Economic theory might actually be right: Markets are surprisingly efficient at driving innovations and reducing costs – even to reduce pollution – provided there is a clear price signal as an incentive.

A Grattan Institute study released this Wednesday (15 December), Markets to Reduce Pollution: Cheaper than Expected, reviews actual price and trading history compared to original forecasts, across six markets aimed at reducing pollution and promoting cleaner sources of energy in Australia, the United States and Europe. It finds that government and other experts consistently underestimated how much industry innovates and adapts. As a result government targets to reduce pollution were regularly achieved faster, and at lower cost than originally expected. It also finds that experts were routinely wrong in their predictions about which particular measures would be the lowest cost.

This history has lessons for policy-makers looking to reduce emissions in Australia:

  1. It reinforces with practical experience that we should use broad-based pricing schemes that minimise government actively choosing in advance which projects and technologies to reduce
  2. It suggests that any emissions trading scheme should be supplemented by a carbon tax to provide a floor on carbon

If it turns out to be cheap to reduce pollution, a floor price automatically further reduces total pollution. If governments think that reducing pollution will be expensive, they worry about the impact on the economy, and set relatively weak targets. If the economic cost of reducing emissions is less than expected – and this happened in all the schemes reviewed – then a floor price effectively tightens the pollution target.

This reduces total pollution towards the target that government would have set if it had known that reducing pollution would be cheap. Our article, Best of both worlds? (published in Climate Spectator in October), elaborates on the other advantages of a floor price for carbon.

Three of the six markets examined in the report are outlined below. All six markets followed a similar pattern: Government tends to set targets and regulatory controls responding to concerns that reducing pollution will be expensive, when in practice it usually turns out to be cheap.

US SO2 Trading

In the world’s first emissions trading scheme, the United States tried to reduce Sulphur Dioxide emissions from coal-fired electricity generation. Emission allowances traded at prices considerably below initial forecasts. This occurred not just over the first phase from 1995 to 2000, but also under the considerably tightened cap introduced in 2000.

Figure 1 – SO2 allowance price (tonne SO2)

Source: US EPA 

At first, power stations used more coal with low sulphur content, rather than following the expectations of forecasters that they would install scrubbers (that strip sulphur dioxide from the exhaust stream).

Low sulphur coal reduced pollution at much lower cost than forecast.
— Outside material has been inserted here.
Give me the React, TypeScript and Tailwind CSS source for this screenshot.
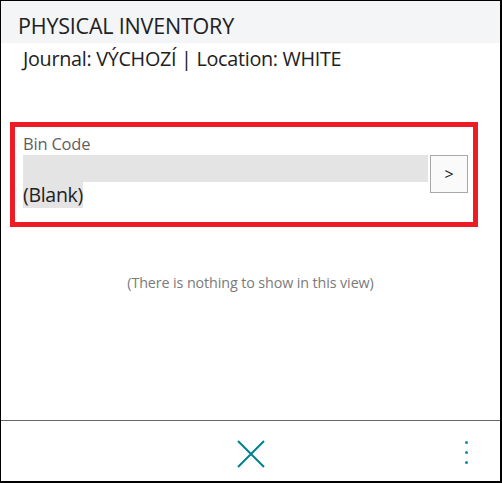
import { useState } from "react";

export default function App() {
  const [binCode] = useState("");

  return (
    <div
      className="w-[502px] h-[483px] flex flex-col bg-white border-l border-t border-r-2 border-b-2 border-black text-[#212121]"
      style={{ fontFamily: '"Open Sans", "Noto Sans", sans-serif' }}
    >
      {/* Title bar */}
      <div className="h-[42px] shrink-0 bg-[#f4f5f7] pl-[17px] flex items-center pt-[7px]">
        <h1 className="text-[21.5px] leading-none tracking-[-0.2px]">PHYSICAL INVENTORY</h1>
      </div>

      <div className="pl-[22px] pt-[3px] text-[19.8px] leading-[26px] tracking-[-0.3px]">
        Journal: VÝCHOZÍ | Location: WHITE
      </div>

      {/* Bin code field */}
      <div className="ml-[9px] mt-[50px] w-[468px] h-[105px] border-[5px] border-[#ed1c24] pl-[8px] pr-[5px] pt-[6px]">
        <label className="block text-[16.5px] leading-[22px] text-[#5f5f5f] tracking-[-0.2px]">Bin Code</label>
        <div className="flex gap-[2px]">
          <div className="flex-1">
            <div className="h-[27px] bg-[#e4e4e5]">{binCode}</div>
            <span className="inline-block bg-[#e4e4e5] text-[19.5px] leading-[26px] tracking-[-0.3px]">(Blank)</span>
          </div>
          <button className="w-[38px] h-[38px] border border-[#a8a8a8] bg-[#fafafa] flex items-center justify-center text-[16px] text-[#222]">
            &gt;
          </button>
        </div>
      </div>

      <div className="mt-[46px] text-center text-[14.3px] leading-[20px] text-[#7a7a7a] tracking-[-0.1px]">
        (There is nothing to show in this view)
      </div>

      <div className="flex-1" />

      {/* Footer actions */}
      <div className="h-[61px] shrink-0 border-t border-[#666] relative flex items-center justify-center">
        <svg width="28" height="28" viewBox="0 0 28 28" className="mt-[5px]">
          <path d="M1 1 L27 27 M27 1 L1 27" stroke="#00808c" strokeWidth="2" />
        </svg>
        <div className="absolute right-[32px] top-[20px] flex flex-col gap-[7px]">
          <span className="block w-[3px] h-[3px] rounded-full bg-[#1688a8]" />
          <span className="block w-[3px] h-[3px] rounded-full bg-[#1688a8]" />
          <span className="block w-[3px] h-[3px] rounded-full bg-[#1688a8]" />
        </div>
      </div>
    </div>
  );
}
After the scheme had been operating for a while, power stations started to install scrubbers – which turned out to be cheaper to install and more effective at reducing pollution than forecasters had predicted.

NSW Greenhouse Gas Abatement Scheme 

In the world’s first carbon trading scheme, the NSW Greenhouse Gas Abatement Scheme, the price of abatement certificates plummeted in 2006 as residential energy efficiency actions generated a flood of abatement certificates. Again this was not foreseen by many energy experts such as ACIL Tasman, Energy Australia, and the National Institute of Economic and Industry Research, who had prepared forecasts for government bodies.

Figure 2 – NSW GGAS abatement certificate prices ($/NGAC)


Source: IPART
 

Australian Mandatory Renewable Energy Target 

Under Australia’s Renewable Energy Target prices collapsed on two separate occasions because government and forecasters underestimated how market participants would respond.

Government expected that bioenergy (particularly burning sugar cane waste) would dominate the first phase of the scheme. However, forecasters failed to anticipate that wind, solar water heaters and hydro would turn out to be much cheaper than bioenergy. These technologies led to a large surplus of certificates by 2006. In the second phase of the scheme, government expected that wind would contribute much of the increased renewable energy supply. But in practice, solar water heaters and solar photovoltaics boomed over 2009 and 2010 due to a variety of reasons, including a halving in the price of solar PV systems. Even though government substantially increased the renewable energy target, the market continues to have many excess certificates.

Figure 3 – REC demand and sources of supply, 2001-2010 (millions of RECs)


Sources:
www.rec-registry.gov.au; Green Energy Markets 

In the first phase, prices plummeted from $40 per certificate to less than $20, when the government- commissioned forecast was for them to steadily rise to above $50. In the second phase certificates were expected to reach $70, but plummeted after reaching a nadir at around $50.

Figure 4 – Actual REC prices versus forecasts ($/REC)


Sources: McLennan Magasanik & Associates for forecasts; Green Energy Markets for actual REC prices
 

When the same outcome emerges from one scheme after another, we are entitled to suspect that there might be a pattern, driven by underlying economic and political fundamentals.

Governments are always reluctant to assume in forecasts that there will be innovation that can’t be identified and predicted in advance. Markets participants, when they have incentives to reduce pollution, are always keen to innovate to reduce costs in new ways.

The good news is that experience suggests that reducing pollution will be cheaper than we expect – provided that we have the courage to put in place market structures to encourage innovation.